The Role of Technology in Business

Business technology used to be simple in its infrastructure, yet required high levels of maintenance. For example, a fax machine answered only one particular need, was costly to maintain and required physical archiving. As such, IT was never critical to business operations but was a cog to keep the system moving. Fast forward to today, and IT has become essential for all industries and company sizes. From inventory tracking for a modest corner shop to tracing worldwide shipments for global logistics companies, technology is now critical to business success the world over.

Increased reliance on IT has added complexity to modern business operations; a single office laptop is connected to the Internet, a secured local network and other various data points to ensure an employee can work efficiently. Work emails are accessed on smartphones, meetings are conducted via VOIP (voice over IP), and personal and business lives are more interconnected than ever. Technology solutions need to keep up with the ‘Always-On Business™” needs of our globalised world.

Technology as an enabler

With IT becoming a key resource for successful business operations, it is important for companies building technology solutions to recognise the impact they have on corporations, big and small. Technology forms the foundation of most modern businesses. As such, applications and programs should enable employees to work with higher productivity levels. The world’s largest technology companies have focused heavily on developing platforms that enable collaboration and real-time participation for connected staff that may be working in different locations, or even on different continents. Offerings like the current incarnations of Microsoft Office or Google Documents, where one is able to share documents with teams and have multiple users working on the same file is very advanced, but a non-technical user does not feel daunted by its interface. Technology should be an enabler, and this means building solutions with intuitive controls that require little attention while they hum in the background to keep your business going.

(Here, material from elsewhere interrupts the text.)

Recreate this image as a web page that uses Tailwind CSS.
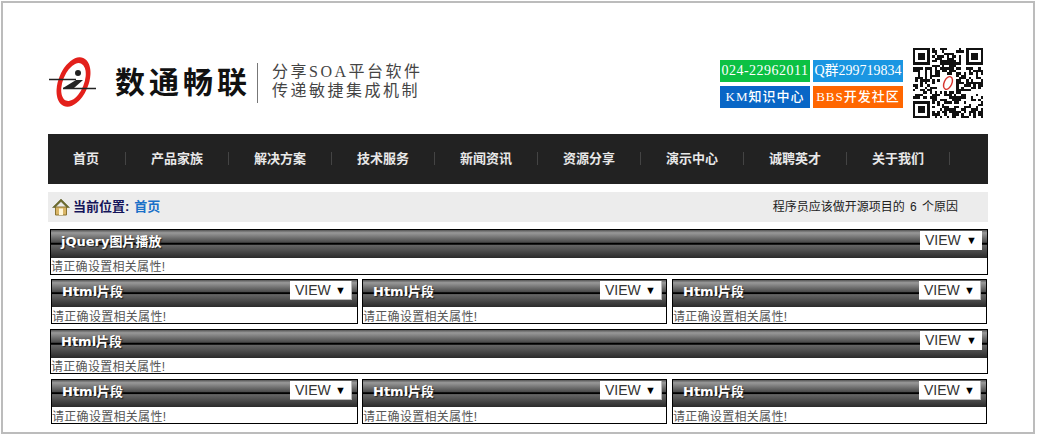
<!DOCTYPE html>
<html lang="en">
<head>
    <meta charset="UTF-8">
    <title>数通畅联</title>
    <script src="https://cdn.jsdelivr.net/npm/@tailwindcss/browser@4"></script>
</head>
<body class="bg-white overflow-hidden font-['Liberation_Sans','Noto_Sans_CJK_SC',sans-serif]">
    <div class="ml-[1px] mt-[1px] w-[1034px] h-[433px] border-2 border-[#bcbcbc] overflow-hidden">
        <div class="ml-[45px] w-[940px]">

            <!-- Header -->
            <div class="h-[131px] flex items-start">
                <svg class="ml-[1px] mt-[52px] shrink-0" width="48" height="54" viewBox="0 0 48 54">
                    <g transform="rotate(22 24.500 27)">
                        <path fill="#e3201b" fill-rule="evenodd" d="M24.500 1a15 26 0 1 0 .01 0zM24.500 7a10.500 20 0 1 1 -.01 0z"/>
                    </g>
                    <path d="M0 24.500H27M14 33.500H47" stroke="#222" stroke-width="1.500"/>
                    <path d="M14 33L27 25H34L25 33Z" fill="#222"/>
                    <circle cx="29" cy="18" r="3" fill="#222"/>
                </svg>
                <div class="ml-[18px] mt-[58px] text-[30px] leading-[44px] font-bold tracking-[4px] text-[#111] whitespace-nowrap">数通畅联</div>
                <div class="ml-[6px] mt-[60px] w-[1px] h-[40px] bg-[#777]"></div>
                <div class="ml-[14px] mt-[59px] text-[16px] leading-[19px] tracking-[2.500px] text-[#444] whitespace-nowrap font-['Liberation_Serif','Noto_Sans_CJK_SC',serif]">
                    <div>分享SOA平台软件</div>
                    <div>传递敏捷集成机制</div>
                </div>
                <div class="ml-auto mt-[57px] grid grid-cols-[90px_90px] gap-x-[3px] gap-y-[4px] text-white text-[13px] leading-[22px] text-center whitespace-nowrap font-['Liberation_Serif','Noto_Sans_CJK_SC',serif]">
                    <div class="h-[22px] bg-[#0cc144] text-[14px] tracking-[0.500px]">024-22962011</div>
                    <div class="h-[22px] bg-[#1a96e2] text-[14px]">Q群299719834</div>
                    <div class="h-[22px] bg-[#0866c6] font-medium tracking-[1px]">KM知识中心</div>
                    <div class="h-[22px] bg-[#ff6600] font-medium tracking-[1px]">BBS开发社区</div>
                </div>
                <svg class="ml-[10px] mr-[5px] mt-[45px] shrink-0" width="70" height="70" viewBox="0 0 29 29" shape-rendering="crispEdges">
                    <path id="qrDots" fill="#111" d=""/>
                    <path fill="#111" fill-rule="evenodd" d="M0 0h7v7h-7zM1 1v5h5v-5zM22 0h7v7h-7zM23 1v5h5v-5zM0 22h7v7h-7zM1 23v5h5v-5z"/>
                    <path fill="#111" d="M2 2h3v3h-3zM24 2h3v3h-3zM2 24h3v3h-3z"/>
                    <rect x="11" y="11" width="7" height="7" fill="#fff"/>
                    <ellipse cx="14.500" cy="14.500" rx="1.600" ry="2.800" transform="rotate(24 14.500 14.500)" fill="none" stroke="#d8342e" stroke-width="0.600" shape-rendering="auto"/>
                </svg>
            </div>

            <!-- Nav -->
            <div class="h-[50px] pb-[2px] bg-[#222222] flex items-center text-[13px] font-bold text-[#e8e8e8] whitespace-nowrap">
                <div class="w-[78px] pl-[25px] h-[13px] leading-[13px] border-r border-[#444]">首页</div>
                <div class="w-[103px] text-center h-[13px] leading-[13px] border-r border-[#444]">产品家族</div>
                <div class="w-[103px] text-center h-[13px] leading-[13px] border-r border-[#444]">解决方案</div>
                <div class="w-[103px] text-center h-[13px] leading-[13px] border-r border-[#444]">技术服务</div>
                <div class="w-[103px] text-center h-[13px] leading-[13px] border-r border-[#444]">新闻资讯</div>
                <div class="w-[103px] text-center h-[13px] leading-[13px] border-r border-[#444]">资源分享</div>
                <div class="w-[103px] text-center h-[13px] leading-[13px] border-r border-[#444]">演示中心</div>
                <div class="w-[103px] text-center h-[13px] leading-[13px] border-r border-[#444]">诚聘英才</div>
                <div class="w-[103px] text-center h-[13px] leading-[13px] border-r border-[#444]">关于我们</div>
            </div>

            <!-- Breadcrumb -->
            <div class="mt-[8px] h-[30px] bg-[#ececec] flex items-center text-[13px] whitespace-nowrap">
                <svg class="ml-[4px]" width="18" height="18" viewBox="0 0 18 18">
                    <path d="M3.500 9H14.500V17H3.500Z" fill="#d9b566" stroke="#8a7430"/>
                    <path d="M9 1L.5 9.500H3L9 3.500L15 9.500H17.500Z" fill="#6b6a2c" stroke="#5a5a24" stroke-width="0.500"/>
                    <path d="M7 10.500H11V17H7Z" fill="#fff6d8"/>
                </svg>
                <span class="ml-[3px] font-bold text-[#14145a]">当前位置:</span>
                <span class="ml-[5px] font-bold text-[#1a70c8]">首页</span>
                <span class="ml-auto mr-[30px] text-[12px] text-[#222] [word-spacing:2px]">程序员应该做开源项目的 6 个原因</span>
            </div>

            <!-- Modules -->
            <div class="mt-[7px] ml-[2px] h-[46px] border border-black flex flex-col">
                <div class="h-[28px] shrink-0 flex items-start bg-[linear-gradient(#555_0%,#999_10%,#4a4a4a_44%,#000_47%,#000_51%,#666_54%,#2a2a2a_100%)]">
                    <span class="ml-[10px] mt-[3px] text-[13px] leading-[18px] font-bold text-white font-['DejaVu_Sans','Noto_Sans_CJK_SC',sans-serif] [text-shadow:1px_1px_1px_#222]">jQuery图片播放</span>
                    <div class="ml-auto mr-[5px] mt-[1px] w-[62px] h-[19px] bg-white flex items-center justify-between pl-[5px] pr-[5px] text-[14px] text-[#333]"><span>VIEW</span><span class="text-[11px] text-black">▼</span></div>
                </div>
                <div class="mt-[1px] text-[12px] leading-[16px] tracking-[0.300px] text-[#555]">请正确设置相关属性!</div>
            </div>

            <div class="mt-[4px] ml-[3px] flex">
                <div class="w-[307px] h-[45px] border border-black flex flex-col">
                    <div class="h-[27px] shrink-0 flex items-start bg-[linear-gradient(#555_0%,#999_10%,#4a4a4a_44%,#000_47%,#000_51%,#666_54%,#2a2a2a_100%)]">
                        <span class="ml-[10px] mt-[3px] text-[13px] leading-[18px] font-bold text-white font-['DejaVu_Sans','Noto_Sans_CJK_SC',sans-serif] [text-shadow:1px_1px_1px_#222]">Html片段</span>
                        <div class="ml-auto mr-[5px] mt-[1px] w-[62px] h-[19px] bg-white border-r border-b border-[#bbb] flex items-center justify-between pl-[5px] pr-[5px] text-[14px] text-[#333]"><span>VIEW</span><span class="text-[11px] text-black">▼</span></div>
                    </div>
                    <div class="mt-[2px] text-[12px] leading-[16px] tracking-[0.300px] text-[#555]">请正确设置相关属性!</div>
                </div>
                <div class="ml-[4px] w-[305px] h-[45px] border border-black flex flex-col">
                    <div class="h-[27px] shrink-0 flex items-start bg-[linear-gradient(#555_0%,#999_10%,#4a4a4a_44%,#000_47%,#000_51%,#666_54%,#2a2a2a_100%)]">
                        <span class="ml-[10px] mt-[3px] text-[13px] leading-[18px] font-bold text-white font-['DejaVu_Sans','Noto_Sans_CJK_SC',sans-serif] [text-shadow:1px_1px_1px_#222]">Html片段</span>
                        <div class="ml-auto mr-[4px] mt-[1px] w-[62px] h-[19px] bg-white border-r border-b border-[#bbb] flex items-center justify-between pl-[5px] pr-[5px] text-[14px] text-[#333]"><span>VIEW</span><span class="text-[11px] text-black">▼</span></div>
                    </div>
                    <div class="mt-[2px] text-[12px] leading-[16px] tracking-[0.300px] text-[#555]">请正确设置相关属性!</div>
                </div>
                <div class="ml-[5px] w-[315px] h-[45px] border border-black flex flex-col">
                    <div class="h-[27px] shrink-0 flex items-start bg-[linear-gradient(#555_0%,#999_10%,#4a4a4a_44%,#000_47%,#000_51%,#666_54%,#2a2a2a_100%)]">
                        <span class="ml-[10px] mt-[3px] text-[13px] leading-[18px] font-bold text-white font-['DejaVu_Sans','Noto_Sans_CJK_SC',sans-serif] [text-shadow:1px_1px_1px_#222]">Html片段</span>
                        <div class="ml-auto mr-[5px] mt-[1px] w-[62px] h-[19px] bg-white border-r border-b border-[#bbb] flex items-center justify-between pl-[5px] pr-[5px] text-[14px] text-[#333]"><span>VIEW</span><span class="text-[11px] text-black">▼</span></div>
                    </div>
                    <div class="mt-[2px] text-[12px] leading-[16px] tracking-[0.300px] text-[#555]">请正确设置相关属性!</div>
                </div>
            </div>

            <div class="mt-[5px] ml-[2px] h-[45px] border border-black flex flex-col">
                <div class="h-[28px] shrink-0 flex items-start bg-[linear-gradient(#555_0%,#999_10%,#4a4a4a_44%,#000_47%,#000_51%,#666_54%,#2a2a2a_100%)]">
                    <span class="ml-[10px] mt-[3px] text-[13px] leading-[18px] font-bold text-white font-['DejaVu_Sans','Noto_Sans_CJK_SC',sans-serif] [text-shadow:1px_1px_1px_#222]">Html片段</span>
                    <div class="ml-auto mr-[5px] mt-[1px] w-[62px] h-[19px] bg-white flex items-center justify-between pl-[5px] pr-[5px] text-[14px] text-[#333]"><span>VIEW</span><span class="text-[11px] text-black">▼</span></div>
                </div>
                <div class="mt-[1px] text-[12px] leading-[16px] tracking-[0.300px] text-[#555]">请正确设置相关属性!</div>
            </div>

            <div class="mt-[5px] ml-[3px] flex">
                <div class="w-[307px] h-[45px] border border-black flex flex-col">
                    <div class="h-[27px] shrink-0 flex items-start bg-[linear-gradient(#555_0%,#999_10%,#4a4a4a_44%,#000_47%,#000_51%,#666_54%,#2a2a2a_100%)]">
                        <span class="ml-[10px] mt-[3px] text-[13px] leading-[18px] font-bold text-white font-['DejaVu_Sans','Noto_Sans_CJK_SC',sans-serif] [text-shadow:1px_1px_1px_#222]">Html片段</span>
                        <div class="ml-auto mr-[5px] mt-[1px] w-[62px] h-[19px] bg-white border-r border-b border-[#bbb] flex items-center justify-between pl-[5px] pr-[5px] text-[14px] text-[#333]"><span>VIEW</span><span class="text-[11px] text-black">▼</span></div>
                    </div>
                    <div class="mt-[2px] text-[12px] leading-[16px] tracking-[0.300px] text-[#555]">请正确设置相关属性!</div>
                </div>
                <div class="ml-[4px] w-[305px] h-[45px] border border-black flex flex-col">
                    <div class="h-[27px] shrink-0 flex items-start bg-[linear-gradient(#555_0%,#999_10%,#4a4a4a_44%,#000_47%,#000_51%,#666_54%,#2a2a2a_100%)]">
                        <span class="ml-[10px] mt-[3px] text-[13px] leading-[18px] font-bold text-white font-['DejaVu_Sans','Noto_Sans_CJK_SC',sans-serif] [text-shadow:1px_1px_1px_#222]">Html片段</span>
                        <div class="ml-auto mr-[4px] mt-[1px] w-[62px] h-[19px] bg-white border-r border-b border-[#bbb] flex items-center justify-between pl-[5px] pr-[5px] text-[14px] text-[#333]"><span>VIEW</span><span class="text-[11px] text-black">▼</span></div>
                    </div>
                    <div class="mt-[2px] text-[12px] leading-[16px] tracking-[0.300px] text-[#555]">请正确设置相关属性!</div>
                </div>
                <div class="ml-[5px] w-[315px] h-[45px] border border-black flex flex-col">
                    <div class="h-[27px] shrink-0 flex items-start bg-[linear-gradient(#555_0%,#999_10%,#4a4a4a_44%,#000_47%,#000_51%,#666_54%,#2a2a2a_100%)]">
                        <span class="ml-[10px] mt-[3px] text-[13px] leading-[18px] font-bold text-white font-['DejaVu_Sans','Noto_Sans_CJK_SC',sans-serif] [text-shadow:1px_1px_1px_#222]">Html片段</span>
                        <div class="ml-auto mr-[5px] mt-[1px] w-[62px] h-[19px] bg-white border-r border-b border-[#bbb] flex items-center justify-between pl-[5px] pr-[5px] text-[14px] text-[#333]"><span>VIEW</span><span class="text-[11px] text-black">▼</span></div>
                    </div>
                    <div class="mt-[2px] text-[12px] leading-[16px] tracking-[0.300px] text-[#555]">请正确设置相关属性!</div>
                </div>
            </div>
        </div>
    </div>

    <script>
        // QR dots are just a fixed pseudo random pattern
        let d = "", seed = 7;
        for (let y = 0; y < 29; y++) {
            for (let x = 0; x < 29; x++) {
                seed = (seed * 1103515245 + 12345) % 2147483648;
                let inFinder = (x < 8 && y < 8) || (x > 20 && y < 8) || (x < 8 && y > 20);
                if (!inFinder && (seed >> 16) % 100 < 52) d += `M${x} ${y}h1v1h-1z`;
            }
        }
        document.getElementById("qrDots").setAttribute("d", d);
    </script>
</body>
</html>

Another example of this is data availability solutions. A modern, virtualised data centre handles all aspects of business operations, from email to database or inventory tracking, storing and securing customer data to running business-critical applications. The reliance on IT systems to drive the backbone of any modern organisation means that any downtime has a direct impact on productivity. Downtime can be caused by a wide range of factors, such as security breaches, system failure or user error. These failures lead to pressure on the IT function to restore services as quickly as possible to enable the business to resume operations. According to Veeam’s 2014 Data Centre Availability Report, application failure costs enterprises more than US$2 million per year in lost revenue, while a company can expect to face 13 unplanned downtime incidents a year. With real financial losses to consider, businesses need to ensure they can get up and running again in the shortest period of time to ensure business continuity without adverse impact on reputation.

With a few mouse clicks, the business should be able to recover data within minutes, not hours. A robust availability plan is critical for any business in the 21st century. Time is money, and the impact on the bottom line for a business to be offline for minutes, let alone hours, can be substantial. This simplicity and ease of use in the software we deploy has to become a permanent fixture for all companies. It is more crucial for SMEs, where every man hour is highly significant in delivering value to the firm.

The user-centric goal

Companies providing technology solutions need to realise that simple and intuitive applications are the way of the future. As our workforce is blended with data and smart machines, we need to stop equating complexity with quality. A user-centric approach to user interfaces and automated systems that just work without requiring constant attention should be the goal. As IT systems become more complex and ingrained in modern business operations, paradoxically, they must also become simpler to deploy, maintain and use. With simple and effective solutions at the disposal of modern organisations, less time will be spent keeping the lights on and more focused on driving real business benefit.